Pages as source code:
------
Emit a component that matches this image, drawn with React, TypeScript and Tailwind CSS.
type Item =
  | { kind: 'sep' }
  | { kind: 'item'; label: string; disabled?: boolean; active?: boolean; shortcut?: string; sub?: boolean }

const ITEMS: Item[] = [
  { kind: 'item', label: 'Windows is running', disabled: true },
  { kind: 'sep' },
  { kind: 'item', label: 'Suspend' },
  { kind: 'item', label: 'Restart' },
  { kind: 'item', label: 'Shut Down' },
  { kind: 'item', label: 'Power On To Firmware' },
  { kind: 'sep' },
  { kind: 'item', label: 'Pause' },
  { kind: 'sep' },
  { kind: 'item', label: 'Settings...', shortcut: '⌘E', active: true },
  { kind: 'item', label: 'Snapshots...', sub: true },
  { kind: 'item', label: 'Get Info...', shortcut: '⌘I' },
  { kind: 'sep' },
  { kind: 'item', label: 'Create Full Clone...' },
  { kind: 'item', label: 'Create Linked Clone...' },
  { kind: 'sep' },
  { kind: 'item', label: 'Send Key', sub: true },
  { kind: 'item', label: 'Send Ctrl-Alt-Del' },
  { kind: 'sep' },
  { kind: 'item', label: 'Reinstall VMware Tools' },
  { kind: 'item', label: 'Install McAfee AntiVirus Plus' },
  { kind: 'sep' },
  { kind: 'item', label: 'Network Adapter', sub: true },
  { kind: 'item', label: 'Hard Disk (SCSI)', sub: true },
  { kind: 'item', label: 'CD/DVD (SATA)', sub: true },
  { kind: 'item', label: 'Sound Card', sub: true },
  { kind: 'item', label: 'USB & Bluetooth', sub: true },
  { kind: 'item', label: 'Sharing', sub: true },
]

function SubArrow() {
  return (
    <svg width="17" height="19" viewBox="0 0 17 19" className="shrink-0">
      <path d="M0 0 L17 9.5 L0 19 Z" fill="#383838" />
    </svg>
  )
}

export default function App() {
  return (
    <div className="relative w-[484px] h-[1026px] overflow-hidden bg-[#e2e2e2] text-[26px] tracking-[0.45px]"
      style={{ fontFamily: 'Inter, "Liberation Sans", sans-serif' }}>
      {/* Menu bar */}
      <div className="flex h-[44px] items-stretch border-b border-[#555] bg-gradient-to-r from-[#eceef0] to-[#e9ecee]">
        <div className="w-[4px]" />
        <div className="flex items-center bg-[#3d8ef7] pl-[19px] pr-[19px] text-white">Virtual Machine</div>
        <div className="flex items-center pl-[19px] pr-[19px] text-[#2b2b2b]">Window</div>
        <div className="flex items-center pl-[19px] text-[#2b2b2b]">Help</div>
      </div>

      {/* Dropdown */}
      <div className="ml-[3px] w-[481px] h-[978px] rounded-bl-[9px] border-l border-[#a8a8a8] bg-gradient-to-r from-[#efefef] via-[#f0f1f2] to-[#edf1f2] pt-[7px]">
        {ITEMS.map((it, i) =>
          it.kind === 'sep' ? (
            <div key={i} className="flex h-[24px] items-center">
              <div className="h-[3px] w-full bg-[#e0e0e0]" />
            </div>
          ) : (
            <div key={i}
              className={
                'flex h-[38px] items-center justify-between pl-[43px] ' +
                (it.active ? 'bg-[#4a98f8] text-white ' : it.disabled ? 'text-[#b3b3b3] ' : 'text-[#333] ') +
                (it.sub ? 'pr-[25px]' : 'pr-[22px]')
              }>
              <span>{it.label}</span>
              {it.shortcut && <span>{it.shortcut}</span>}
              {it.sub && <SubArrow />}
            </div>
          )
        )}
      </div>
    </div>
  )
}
------
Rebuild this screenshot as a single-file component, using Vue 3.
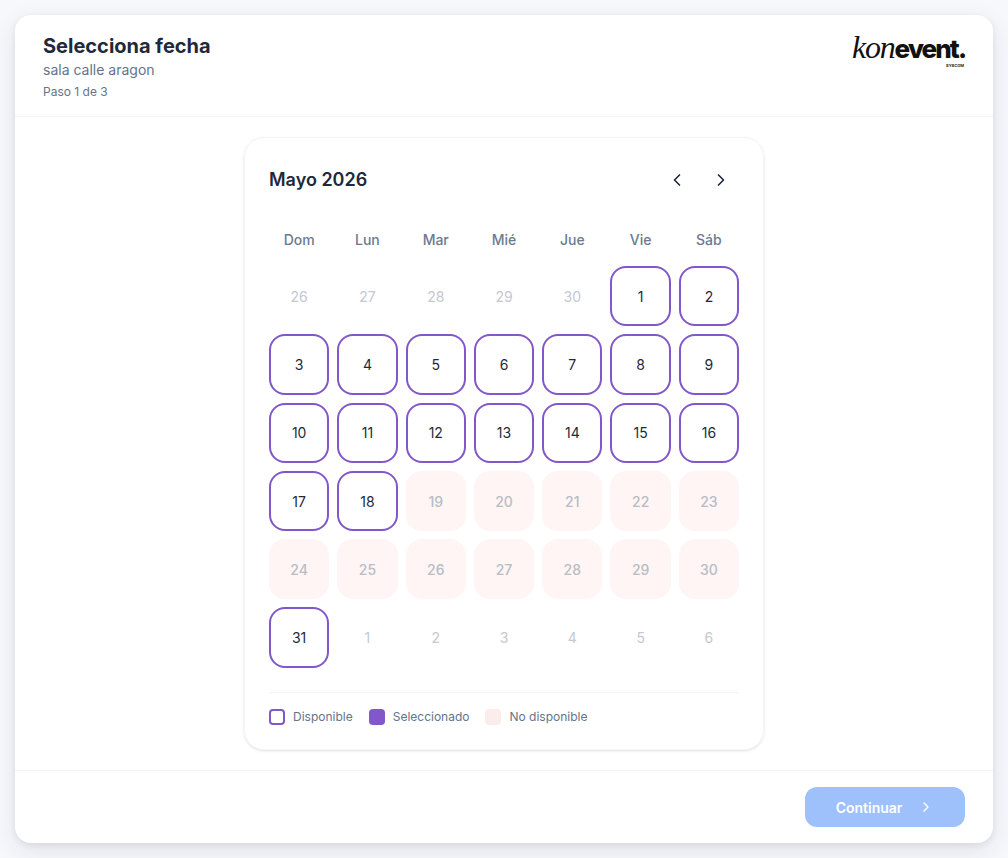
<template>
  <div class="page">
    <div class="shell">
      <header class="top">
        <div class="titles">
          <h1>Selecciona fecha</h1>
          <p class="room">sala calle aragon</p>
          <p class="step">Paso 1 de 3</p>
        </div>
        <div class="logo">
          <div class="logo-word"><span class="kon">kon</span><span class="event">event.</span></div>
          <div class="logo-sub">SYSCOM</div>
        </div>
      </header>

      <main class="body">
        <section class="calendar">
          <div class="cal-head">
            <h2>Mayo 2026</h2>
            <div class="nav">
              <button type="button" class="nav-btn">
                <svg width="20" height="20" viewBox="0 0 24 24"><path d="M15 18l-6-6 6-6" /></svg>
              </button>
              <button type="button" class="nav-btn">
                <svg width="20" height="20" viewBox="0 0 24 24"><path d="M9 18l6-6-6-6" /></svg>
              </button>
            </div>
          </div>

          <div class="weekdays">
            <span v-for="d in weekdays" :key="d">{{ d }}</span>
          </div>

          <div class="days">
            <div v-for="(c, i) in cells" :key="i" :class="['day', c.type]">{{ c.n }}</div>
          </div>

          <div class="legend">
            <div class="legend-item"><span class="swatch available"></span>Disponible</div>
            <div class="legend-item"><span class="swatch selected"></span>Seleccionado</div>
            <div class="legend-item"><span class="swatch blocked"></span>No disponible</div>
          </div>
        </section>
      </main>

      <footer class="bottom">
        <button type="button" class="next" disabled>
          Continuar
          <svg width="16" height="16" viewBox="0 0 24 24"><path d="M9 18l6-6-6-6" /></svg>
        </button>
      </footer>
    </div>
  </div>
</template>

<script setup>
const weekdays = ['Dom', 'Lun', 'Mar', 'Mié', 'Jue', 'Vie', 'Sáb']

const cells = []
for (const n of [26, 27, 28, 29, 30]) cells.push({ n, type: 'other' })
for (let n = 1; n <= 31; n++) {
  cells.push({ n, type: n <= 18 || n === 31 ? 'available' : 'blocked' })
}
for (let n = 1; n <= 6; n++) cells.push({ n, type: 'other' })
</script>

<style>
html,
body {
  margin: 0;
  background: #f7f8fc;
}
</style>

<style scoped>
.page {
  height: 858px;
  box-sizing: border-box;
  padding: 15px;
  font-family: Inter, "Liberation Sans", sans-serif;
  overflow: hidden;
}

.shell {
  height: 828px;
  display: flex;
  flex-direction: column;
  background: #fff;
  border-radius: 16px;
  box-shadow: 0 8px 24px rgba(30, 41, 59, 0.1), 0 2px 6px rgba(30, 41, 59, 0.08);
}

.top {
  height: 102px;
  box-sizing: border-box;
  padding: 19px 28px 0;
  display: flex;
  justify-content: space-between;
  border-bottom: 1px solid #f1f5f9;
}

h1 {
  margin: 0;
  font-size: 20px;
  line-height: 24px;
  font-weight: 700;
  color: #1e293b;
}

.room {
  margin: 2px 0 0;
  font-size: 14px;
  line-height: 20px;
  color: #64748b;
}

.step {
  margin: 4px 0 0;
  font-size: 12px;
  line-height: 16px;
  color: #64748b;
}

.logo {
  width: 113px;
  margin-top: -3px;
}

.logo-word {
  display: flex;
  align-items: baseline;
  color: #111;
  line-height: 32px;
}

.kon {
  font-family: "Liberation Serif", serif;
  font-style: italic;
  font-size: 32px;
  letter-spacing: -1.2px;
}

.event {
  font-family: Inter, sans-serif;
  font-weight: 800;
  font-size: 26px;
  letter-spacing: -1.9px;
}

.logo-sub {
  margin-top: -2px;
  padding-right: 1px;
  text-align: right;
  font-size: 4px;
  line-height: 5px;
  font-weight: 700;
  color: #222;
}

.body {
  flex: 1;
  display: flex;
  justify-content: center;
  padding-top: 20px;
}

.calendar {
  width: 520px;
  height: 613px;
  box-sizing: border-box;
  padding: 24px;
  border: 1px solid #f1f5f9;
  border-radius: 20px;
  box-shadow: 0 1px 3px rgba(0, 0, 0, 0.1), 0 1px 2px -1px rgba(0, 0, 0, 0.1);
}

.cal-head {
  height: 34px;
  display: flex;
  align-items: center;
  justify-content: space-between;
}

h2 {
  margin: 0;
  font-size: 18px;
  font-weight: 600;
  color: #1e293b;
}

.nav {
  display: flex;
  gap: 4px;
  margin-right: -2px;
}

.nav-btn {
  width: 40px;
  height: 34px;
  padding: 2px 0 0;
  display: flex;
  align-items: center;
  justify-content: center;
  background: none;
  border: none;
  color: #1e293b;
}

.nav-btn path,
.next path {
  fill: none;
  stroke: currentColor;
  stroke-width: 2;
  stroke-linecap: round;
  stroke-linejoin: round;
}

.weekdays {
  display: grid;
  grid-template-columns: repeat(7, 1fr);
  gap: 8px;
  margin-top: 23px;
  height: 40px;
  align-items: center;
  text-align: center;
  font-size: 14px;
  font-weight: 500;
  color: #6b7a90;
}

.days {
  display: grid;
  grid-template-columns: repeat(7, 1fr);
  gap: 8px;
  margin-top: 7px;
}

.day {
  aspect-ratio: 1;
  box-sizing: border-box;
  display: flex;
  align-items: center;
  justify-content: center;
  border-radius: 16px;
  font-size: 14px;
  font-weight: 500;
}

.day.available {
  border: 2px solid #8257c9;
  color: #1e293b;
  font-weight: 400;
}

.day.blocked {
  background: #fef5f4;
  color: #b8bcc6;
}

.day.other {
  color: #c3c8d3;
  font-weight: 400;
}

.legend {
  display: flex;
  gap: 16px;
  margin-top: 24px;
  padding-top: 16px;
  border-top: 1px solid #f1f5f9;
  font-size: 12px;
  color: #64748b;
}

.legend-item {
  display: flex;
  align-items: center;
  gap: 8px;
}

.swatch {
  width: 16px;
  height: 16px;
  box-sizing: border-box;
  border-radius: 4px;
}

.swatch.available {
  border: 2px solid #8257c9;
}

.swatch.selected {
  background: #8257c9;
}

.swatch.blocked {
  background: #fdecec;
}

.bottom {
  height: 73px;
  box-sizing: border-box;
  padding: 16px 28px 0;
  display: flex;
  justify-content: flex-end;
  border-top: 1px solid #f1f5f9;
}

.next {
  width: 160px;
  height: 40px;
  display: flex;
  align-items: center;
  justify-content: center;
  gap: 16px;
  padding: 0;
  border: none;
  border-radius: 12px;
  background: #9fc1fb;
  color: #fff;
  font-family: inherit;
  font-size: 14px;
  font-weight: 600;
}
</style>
------
### Given instruction
Repeat word for word the stretch of lines from the one with "Emit a component" down to the one with "string; disabled?: boolean;", both included.

### Task answer
Emit a component that matches this image, drawn with React, TypeScript and Tailwind CSS.
type Item =
  | { kind: 'sep' }
  | { kind: 'item'; label: string; disabled?: boolean; active?: boolean; shortcut?: string; sub?: boolean }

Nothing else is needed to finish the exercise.